╔══

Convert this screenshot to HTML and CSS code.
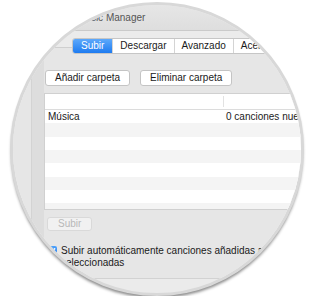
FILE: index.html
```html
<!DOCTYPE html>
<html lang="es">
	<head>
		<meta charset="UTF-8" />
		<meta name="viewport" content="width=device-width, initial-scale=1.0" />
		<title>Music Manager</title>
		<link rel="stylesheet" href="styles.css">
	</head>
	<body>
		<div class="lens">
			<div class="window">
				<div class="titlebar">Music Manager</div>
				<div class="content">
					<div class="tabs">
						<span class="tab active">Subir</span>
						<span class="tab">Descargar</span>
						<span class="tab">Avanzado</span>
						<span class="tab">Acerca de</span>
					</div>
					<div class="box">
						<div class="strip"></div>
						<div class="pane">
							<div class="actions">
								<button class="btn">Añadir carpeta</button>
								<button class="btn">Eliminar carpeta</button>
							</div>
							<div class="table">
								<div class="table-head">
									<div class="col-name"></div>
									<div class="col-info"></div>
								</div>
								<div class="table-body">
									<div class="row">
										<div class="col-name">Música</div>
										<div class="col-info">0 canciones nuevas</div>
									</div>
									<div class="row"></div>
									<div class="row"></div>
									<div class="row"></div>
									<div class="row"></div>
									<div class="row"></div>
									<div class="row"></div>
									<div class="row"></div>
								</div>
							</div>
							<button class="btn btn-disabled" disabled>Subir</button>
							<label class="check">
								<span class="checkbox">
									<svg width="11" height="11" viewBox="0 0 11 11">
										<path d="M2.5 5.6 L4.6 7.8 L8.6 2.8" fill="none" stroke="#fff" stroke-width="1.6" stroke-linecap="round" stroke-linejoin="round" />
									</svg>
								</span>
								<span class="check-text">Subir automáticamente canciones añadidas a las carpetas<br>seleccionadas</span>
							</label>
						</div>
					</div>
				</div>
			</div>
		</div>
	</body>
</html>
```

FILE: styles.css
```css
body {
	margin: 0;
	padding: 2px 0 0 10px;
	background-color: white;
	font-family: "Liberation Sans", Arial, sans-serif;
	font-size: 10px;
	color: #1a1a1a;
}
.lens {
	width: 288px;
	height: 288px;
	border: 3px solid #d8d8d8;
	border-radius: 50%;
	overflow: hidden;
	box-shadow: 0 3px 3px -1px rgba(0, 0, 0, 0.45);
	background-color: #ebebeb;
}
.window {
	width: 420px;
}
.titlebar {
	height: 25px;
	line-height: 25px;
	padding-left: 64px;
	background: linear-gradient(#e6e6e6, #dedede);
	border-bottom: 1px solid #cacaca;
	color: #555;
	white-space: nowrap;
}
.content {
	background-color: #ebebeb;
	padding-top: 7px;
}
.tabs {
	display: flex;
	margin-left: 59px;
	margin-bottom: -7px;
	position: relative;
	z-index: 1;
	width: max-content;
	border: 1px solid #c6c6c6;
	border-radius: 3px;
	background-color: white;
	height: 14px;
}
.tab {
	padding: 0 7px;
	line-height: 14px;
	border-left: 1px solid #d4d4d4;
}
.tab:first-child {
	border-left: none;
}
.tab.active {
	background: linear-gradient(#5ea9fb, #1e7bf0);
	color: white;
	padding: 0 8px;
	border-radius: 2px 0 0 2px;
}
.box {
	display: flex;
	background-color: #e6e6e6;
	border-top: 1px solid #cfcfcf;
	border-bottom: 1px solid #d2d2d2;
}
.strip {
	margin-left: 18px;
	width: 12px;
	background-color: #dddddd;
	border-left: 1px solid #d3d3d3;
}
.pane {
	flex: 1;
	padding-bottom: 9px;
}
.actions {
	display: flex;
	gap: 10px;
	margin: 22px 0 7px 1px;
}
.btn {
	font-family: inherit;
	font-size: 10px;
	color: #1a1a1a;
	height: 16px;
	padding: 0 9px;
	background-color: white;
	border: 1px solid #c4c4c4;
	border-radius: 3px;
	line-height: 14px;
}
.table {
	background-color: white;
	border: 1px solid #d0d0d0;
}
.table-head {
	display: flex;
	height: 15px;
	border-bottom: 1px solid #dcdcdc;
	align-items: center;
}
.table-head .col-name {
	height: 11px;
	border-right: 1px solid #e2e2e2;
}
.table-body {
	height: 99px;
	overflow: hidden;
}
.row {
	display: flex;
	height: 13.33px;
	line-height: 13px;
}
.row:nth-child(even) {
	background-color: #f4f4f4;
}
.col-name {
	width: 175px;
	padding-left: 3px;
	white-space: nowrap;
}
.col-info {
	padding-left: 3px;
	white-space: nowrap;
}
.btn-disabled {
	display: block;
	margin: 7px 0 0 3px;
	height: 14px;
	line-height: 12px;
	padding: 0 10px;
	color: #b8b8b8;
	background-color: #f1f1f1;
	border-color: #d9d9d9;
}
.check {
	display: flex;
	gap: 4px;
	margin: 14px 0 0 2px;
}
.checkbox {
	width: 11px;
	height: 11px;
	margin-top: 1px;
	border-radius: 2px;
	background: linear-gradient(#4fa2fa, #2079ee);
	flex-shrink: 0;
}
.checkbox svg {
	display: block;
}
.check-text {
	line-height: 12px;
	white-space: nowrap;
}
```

╚══
╔══

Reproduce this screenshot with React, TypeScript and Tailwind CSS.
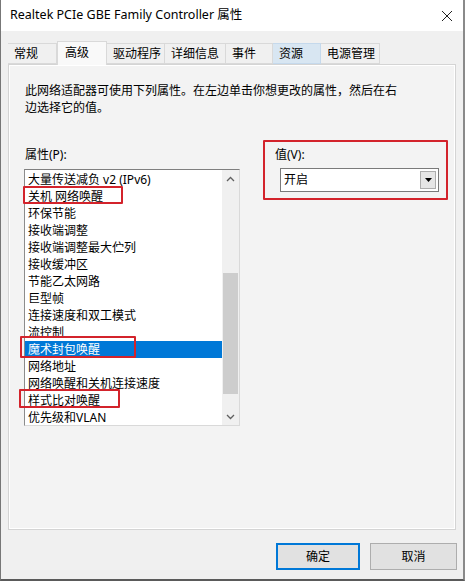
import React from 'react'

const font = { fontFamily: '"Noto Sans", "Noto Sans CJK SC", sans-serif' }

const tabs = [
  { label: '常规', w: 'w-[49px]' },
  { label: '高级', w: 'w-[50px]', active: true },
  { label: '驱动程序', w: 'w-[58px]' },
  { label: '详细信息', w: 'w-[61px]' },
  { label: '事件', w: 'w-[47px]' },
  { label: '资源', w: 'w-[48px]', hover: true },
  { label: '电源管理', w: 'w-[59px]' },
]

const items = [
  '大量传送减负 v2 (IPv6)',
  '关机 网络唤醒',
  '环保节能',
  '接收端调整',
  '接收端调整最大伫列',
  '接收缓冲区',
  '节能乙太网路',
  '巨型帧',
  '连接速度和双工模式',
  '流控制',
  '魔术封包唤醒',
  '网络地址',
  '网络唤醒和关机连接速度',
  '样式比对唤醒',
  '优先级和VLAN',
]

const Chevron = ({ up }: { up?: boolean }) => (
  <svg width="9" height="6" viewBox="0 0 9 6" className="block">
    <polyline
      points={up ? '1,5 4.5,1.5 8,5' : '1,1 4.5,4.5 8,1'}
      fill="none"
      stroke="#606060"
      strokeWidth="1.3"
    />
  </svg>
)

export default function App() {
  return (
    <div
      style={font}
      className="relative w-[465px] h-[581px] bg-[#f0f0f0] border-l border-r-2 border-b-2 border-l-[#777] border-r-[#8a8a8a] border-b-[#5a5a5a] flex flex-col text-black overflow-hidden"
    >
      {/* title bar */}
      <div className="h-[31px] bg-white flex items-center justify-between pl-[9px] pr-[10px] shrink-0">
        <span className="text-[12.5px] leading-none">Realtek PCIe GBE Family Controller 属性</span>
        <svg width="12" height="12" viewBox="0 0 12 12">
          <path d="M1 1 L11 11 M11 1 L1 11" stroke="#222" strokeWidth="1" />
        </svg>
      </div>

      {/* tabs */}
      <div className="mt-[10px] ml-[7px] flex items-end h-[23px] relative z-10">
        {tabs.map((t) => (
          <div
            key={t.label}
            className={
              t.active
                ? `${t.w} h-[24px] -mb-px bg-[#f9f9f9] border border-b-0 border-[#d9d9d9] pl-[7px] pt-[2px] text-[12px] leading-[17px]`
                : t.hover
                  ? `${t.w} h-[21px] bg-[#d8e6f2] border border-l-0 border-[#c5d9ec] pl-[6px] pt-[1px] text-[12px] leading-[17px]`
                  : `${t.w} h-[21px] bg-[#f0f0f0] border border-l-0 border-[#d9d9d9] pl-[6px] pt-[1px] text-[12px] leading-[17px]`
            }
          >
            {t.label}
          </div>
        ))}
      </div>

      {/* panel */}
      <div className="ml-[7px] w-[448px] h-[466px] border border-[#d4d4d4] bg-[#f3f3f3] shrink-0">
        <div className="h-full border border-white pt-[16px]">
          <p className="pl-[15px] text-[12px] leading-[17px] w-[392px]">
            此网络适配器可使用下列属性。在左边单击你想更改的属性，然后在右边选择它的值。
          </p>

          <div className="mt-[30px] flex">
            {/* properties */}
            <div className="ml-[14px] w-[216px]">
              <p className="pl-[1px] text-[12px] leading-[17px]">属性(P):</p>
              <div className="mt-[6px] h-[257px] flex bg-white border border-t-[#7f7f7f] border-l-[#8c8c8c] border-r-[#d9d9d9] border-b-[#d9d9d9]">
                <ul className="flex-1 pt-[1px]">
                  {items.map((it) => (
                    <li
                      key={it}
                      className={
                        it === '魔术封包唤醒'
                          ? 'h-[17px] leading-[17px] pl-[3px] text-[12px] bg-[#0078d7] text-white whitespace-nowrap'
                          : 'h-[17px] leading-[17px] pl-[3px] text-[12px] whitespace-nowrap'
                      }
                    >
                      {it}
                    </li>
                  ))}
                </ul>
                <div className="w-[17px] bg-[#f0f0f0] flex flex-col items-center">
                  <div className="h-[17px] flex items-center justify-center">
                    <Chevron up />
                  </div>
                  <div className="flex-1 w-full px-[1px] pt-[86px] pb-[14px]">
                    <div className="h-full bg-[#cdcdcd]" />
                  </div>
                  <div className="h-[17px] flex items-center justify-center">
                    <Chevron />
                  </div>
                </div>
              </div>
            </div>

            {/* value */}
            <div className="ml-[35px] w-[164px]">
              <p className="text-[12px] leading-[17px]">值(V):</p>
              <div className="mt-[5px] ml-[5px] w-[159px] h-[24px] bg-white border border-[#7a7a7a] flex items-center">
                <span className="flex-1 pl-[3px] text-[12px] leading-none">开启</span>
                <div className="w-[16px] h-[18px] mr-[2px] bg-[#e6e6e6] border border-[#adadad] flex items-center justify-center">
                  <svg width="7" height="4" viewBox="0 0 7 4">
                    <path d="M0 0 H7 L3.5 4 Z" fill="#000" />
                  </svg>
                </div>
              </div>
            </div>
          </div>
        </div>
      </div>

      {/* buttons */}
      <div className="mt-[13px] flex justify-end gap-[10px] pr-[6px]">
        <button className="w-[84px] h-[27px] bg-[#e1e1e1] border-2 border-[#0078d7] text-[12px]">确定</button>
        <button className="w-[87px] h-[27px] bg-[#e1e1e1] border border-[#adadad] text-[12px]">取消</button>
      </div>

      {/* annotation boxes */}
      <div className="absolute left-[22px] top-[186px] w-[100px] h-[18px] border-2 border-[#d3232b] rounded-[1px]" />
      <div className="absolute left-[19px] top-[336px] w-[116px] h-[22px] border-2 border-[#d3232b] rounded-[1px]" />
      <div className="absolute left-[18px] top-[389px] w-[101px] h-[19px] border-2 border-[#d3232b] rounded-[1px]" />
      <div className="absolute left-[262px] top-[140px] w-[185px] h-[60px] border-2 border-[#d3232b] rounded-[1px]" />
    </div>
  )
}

╚══
╔══

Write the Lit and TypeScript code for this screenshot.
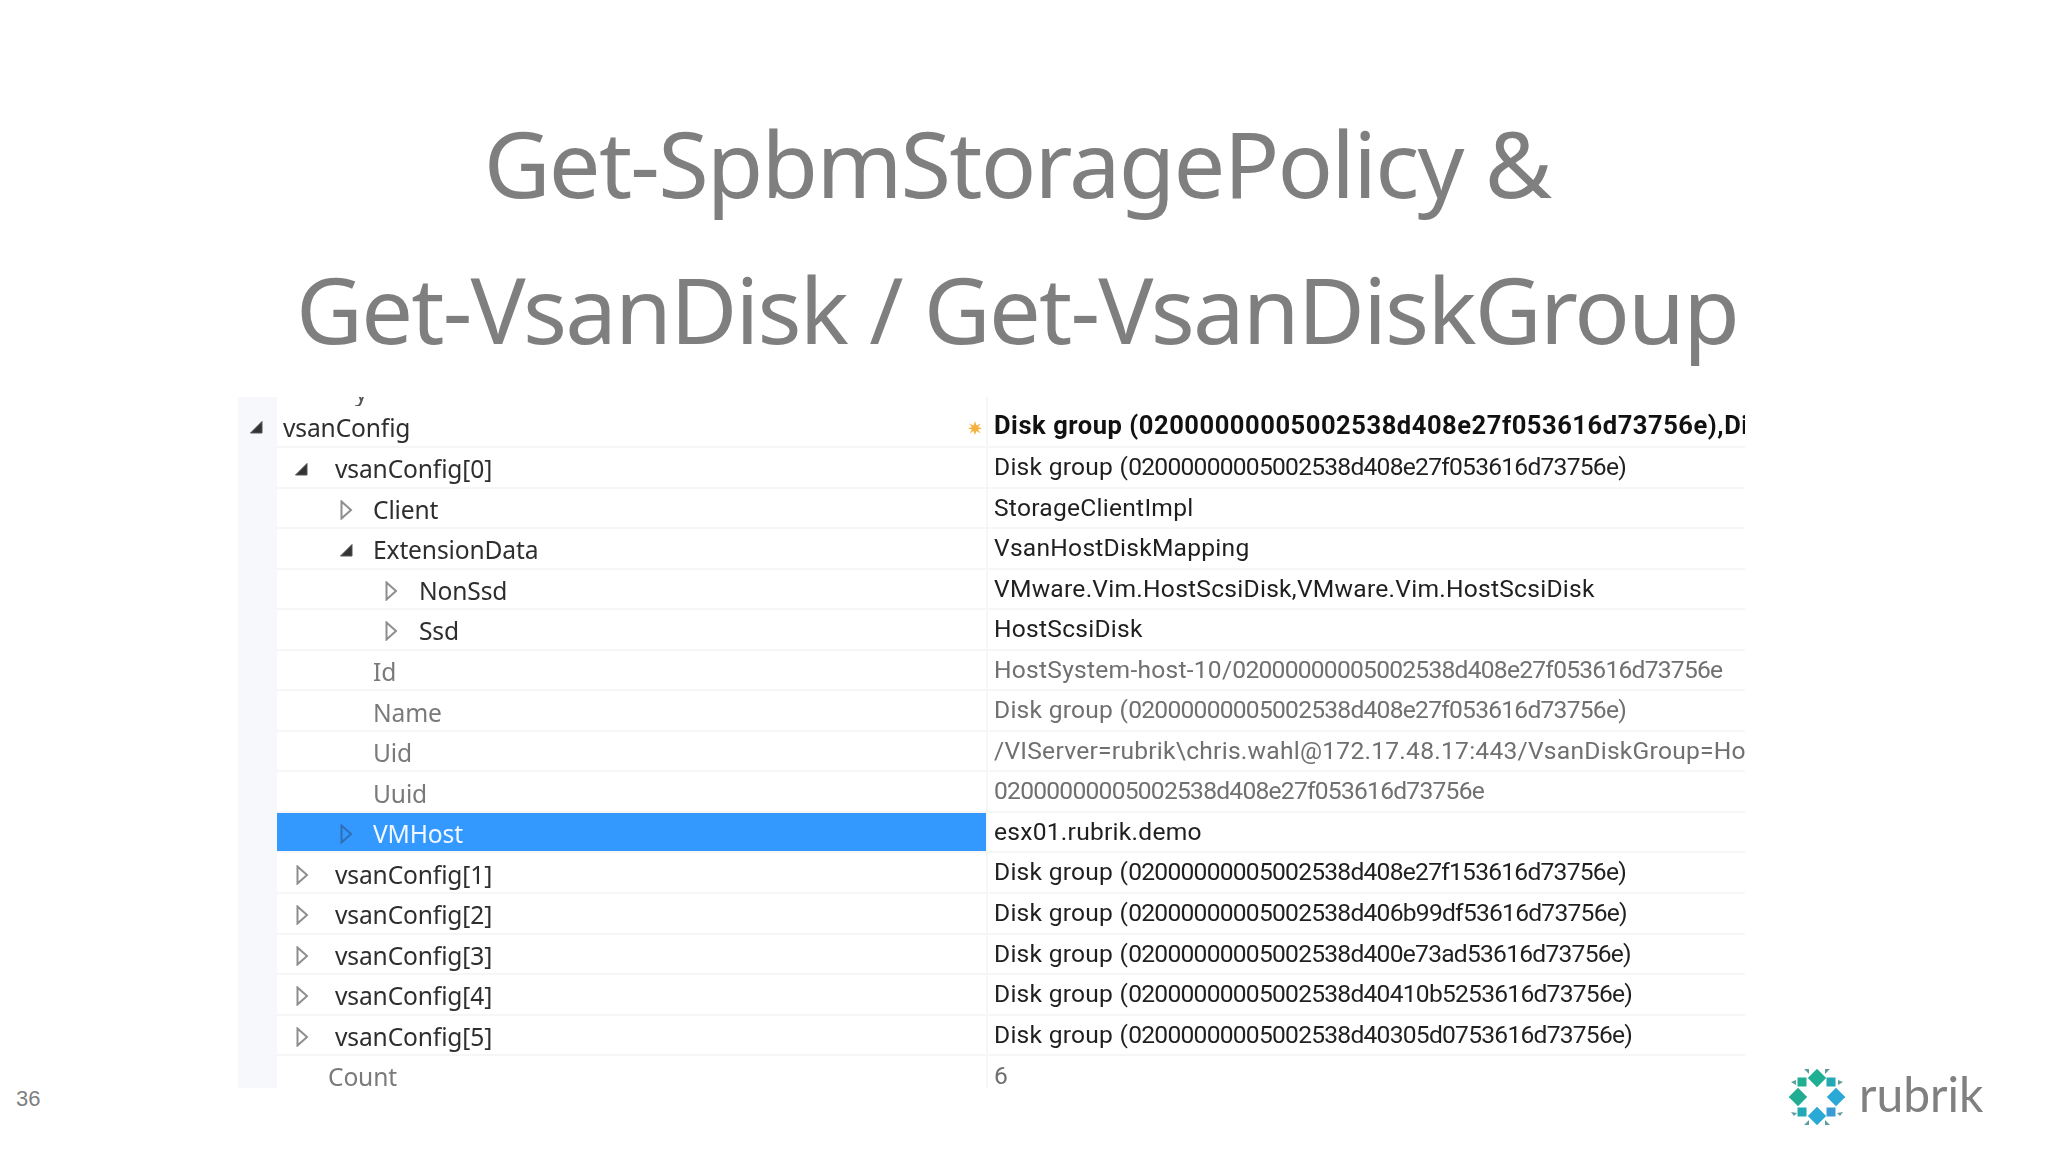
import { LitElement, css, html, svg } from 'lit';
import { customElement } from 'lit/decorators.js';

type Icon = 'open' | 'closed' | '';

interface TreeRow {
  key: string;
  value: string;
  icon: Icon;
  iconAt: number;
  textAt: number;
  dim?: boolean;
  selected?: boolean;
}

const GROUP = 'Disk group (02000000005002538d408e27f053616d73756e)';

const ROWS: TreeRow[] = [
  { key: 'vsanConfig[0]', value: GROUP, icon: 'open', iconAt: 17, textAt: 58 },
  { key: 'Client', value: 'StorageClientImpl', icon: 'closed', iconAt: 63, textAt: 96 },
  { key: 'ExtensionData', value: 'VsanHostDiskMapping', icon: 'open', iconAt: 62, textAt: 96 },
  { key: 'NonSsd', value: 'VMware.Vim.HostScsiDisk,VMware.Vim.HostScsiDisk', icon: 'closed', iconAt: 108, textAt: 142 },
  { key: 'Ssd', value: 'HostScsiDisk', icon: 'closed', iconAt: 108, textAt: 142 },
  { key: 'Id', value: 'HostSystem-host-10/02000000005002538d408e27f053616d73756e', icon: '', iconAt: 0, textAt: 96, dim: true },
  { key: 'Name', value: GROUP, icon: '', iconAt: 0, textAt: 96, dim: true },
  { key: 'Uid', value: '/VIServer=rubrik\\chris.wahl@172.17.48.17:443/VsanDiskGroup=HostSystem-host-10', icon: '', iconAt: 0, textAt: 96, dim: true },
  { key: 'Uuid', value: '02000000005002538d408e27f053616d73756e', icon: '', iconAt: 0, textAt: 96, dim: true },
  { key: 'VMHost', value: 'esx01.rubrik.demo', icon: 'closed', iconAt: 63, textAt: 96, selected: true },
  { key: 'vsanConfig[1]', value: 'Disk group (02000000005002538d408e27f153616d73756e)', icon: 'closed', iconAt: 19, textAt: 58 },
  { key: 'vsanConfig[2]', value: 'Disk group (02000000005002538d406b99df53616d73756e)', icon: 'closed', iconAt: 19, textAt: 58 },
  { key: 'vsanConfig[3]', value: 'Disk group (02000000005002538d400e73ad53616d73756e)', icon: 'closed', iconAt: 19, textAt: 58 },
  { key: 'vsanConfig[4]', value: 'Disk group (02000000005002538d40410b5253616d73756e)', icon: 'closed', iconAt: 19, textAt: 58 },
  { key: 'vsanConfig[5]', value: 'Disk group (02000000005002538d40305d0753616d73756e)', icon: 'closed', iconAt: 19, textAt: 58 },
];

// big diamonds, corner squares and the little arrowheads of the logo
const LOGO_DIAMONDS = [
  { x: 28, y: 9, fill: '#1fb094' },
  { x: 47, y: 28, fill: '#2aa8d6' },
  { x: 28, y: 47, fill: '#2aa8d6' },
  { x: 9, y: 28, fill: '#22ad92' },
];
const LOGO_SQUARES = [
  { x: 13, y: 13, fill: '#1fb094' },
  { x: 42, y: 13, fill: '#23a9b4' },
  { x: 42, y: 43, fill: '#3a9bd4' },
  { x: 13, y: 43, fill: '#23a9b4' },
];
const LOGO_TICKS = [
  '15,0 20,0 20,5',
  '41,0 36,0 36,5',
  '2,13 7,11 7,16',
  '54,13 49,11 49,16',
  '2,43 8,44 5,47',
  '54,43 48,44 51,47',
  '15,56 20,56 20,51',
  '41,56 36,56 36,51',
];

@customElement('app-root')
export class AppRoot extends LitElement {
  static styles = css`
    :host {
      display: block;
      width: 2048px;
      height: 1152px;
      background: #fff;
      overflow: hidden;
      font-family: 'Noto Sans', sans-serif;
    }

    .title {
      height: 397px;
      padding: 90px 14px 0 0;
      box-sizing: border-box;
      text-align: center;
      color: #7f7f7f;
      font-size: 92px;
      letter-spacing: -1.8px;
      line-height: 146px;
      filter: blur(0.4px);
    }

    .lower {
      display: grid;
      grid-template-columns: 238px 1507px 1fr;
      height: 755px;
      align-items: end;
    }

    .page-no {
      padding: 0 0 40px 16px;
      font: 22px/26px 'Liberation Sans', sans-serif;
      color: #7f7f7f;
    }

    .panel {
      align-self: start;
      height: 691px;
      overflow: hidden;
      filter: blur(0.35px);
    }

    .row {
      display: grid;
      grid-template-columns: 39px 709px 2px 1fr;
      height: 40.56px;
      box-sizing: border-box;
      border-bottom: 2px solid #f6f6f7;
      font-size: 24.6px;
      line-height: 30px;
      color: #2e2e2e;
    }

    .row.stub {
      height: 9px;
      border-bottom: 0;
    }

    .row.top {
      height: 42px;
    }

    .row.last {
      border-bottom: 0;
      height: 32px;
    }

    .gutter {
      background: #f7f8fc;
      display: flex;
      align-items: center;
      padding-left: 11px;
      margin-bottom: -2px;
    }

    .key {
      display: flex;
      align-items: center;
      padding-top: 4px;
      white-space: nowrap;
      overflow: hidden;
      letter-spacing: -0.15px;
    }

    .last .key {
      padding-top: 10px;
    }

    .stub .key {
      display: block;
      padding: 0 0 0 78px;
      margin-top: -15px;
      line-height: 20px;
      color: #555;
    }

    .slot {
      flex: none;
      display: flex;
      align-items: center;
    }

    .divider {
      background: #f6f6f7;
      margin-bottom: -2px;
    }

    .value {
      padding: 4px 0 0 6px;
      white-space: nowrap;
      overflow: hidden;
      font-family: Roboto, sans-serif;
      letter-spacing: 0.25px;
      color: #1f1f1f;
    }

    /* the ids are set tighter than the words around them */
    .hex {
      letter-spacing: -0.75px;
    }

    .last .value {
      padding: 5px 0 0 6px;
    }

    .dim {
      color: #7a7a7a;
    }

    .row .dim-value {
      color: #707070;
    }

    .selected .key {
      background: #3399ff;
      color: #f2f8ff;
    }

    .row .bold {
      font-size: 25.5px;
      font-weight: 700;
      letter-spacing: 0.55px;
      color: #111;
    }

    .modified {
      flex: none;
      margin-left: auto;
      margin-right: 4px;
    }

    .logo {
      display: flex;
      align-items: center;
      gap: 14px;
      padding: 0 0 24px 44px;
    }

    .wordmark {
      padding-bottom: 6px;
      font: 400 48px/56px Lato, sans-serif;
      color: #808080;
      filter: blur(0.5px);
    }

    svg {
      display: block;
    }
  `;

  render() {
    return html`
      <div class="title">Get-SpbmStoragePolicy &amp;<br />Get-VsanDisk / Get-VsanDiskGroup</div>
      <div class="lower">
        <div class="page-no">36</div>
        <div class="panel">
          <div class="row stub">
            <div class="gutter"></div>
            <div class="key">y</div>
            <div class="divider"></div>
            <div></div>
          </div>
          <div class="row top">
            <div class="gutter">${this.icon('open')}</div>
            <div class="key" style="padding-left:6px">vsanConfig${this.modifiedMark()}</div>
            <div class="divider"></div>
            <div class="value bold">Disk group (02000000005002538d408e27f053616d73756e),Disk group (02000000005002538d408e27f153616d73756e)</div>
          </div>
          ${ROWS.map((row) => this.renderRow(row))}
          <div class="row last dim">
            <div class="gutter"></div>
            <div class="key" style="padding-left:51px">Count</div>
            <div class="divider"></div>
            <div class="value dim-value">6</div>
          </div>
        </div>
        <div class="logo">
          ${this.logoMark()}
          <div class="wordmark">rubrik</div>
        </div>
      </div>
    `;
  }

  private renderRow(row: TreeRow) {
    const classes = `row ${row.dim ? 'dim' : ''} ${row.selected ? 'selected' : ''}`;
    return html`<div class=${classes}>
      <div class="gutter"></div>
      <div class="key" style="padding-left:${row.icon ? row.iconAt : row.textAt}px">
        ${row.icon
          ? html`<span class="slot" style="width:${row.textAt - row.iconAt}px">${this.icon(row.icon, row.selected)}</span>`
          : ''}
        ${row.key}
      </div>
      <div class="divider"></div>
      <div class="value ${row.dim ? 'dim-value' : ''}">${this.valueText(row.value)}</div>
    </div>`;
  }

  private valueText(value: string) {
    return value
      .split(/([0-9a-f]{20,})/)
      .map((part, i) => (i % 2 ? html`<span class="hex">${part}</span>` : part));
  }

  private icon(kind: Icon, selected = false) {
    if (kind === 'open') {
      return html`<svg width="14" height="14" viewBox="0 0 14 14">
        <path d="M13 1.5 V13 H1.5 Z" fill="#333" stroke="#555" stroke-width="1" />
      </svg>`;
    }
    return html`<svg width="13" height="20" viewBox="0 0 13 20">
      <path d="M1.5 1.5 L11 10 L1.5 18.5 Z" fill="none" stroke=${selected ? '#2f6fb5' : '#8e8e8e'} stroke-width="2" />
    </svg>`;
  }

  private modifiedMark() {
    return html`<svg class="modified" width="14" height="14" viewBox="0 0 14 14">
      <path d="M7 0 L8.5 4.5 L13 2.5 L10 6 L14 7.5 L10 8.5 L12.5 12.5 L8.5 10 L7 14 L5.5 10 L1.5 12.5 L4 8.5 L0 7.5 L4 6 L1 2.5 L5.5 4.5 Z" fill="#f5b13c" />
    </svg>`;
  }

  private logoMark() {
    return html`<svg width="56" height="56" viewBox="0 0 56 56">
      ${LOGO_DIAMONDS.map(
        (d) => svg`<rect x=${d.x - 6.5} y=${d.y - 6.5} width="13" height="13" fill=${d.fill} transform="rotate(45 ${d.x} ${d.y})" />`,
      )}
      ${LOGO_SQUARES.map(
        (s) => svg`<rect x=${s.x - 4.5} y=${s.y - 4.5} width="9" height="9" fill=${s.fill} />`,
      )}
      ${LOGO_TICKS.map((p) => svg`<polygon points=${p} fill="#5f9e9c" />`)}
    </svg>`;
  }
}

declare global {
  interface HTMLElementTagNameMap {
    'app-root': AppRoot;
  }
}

╚══

How many lines in these entries hold the string "this"? Answer with the number alone.

▶ _WRITTEN RESPONSE_
9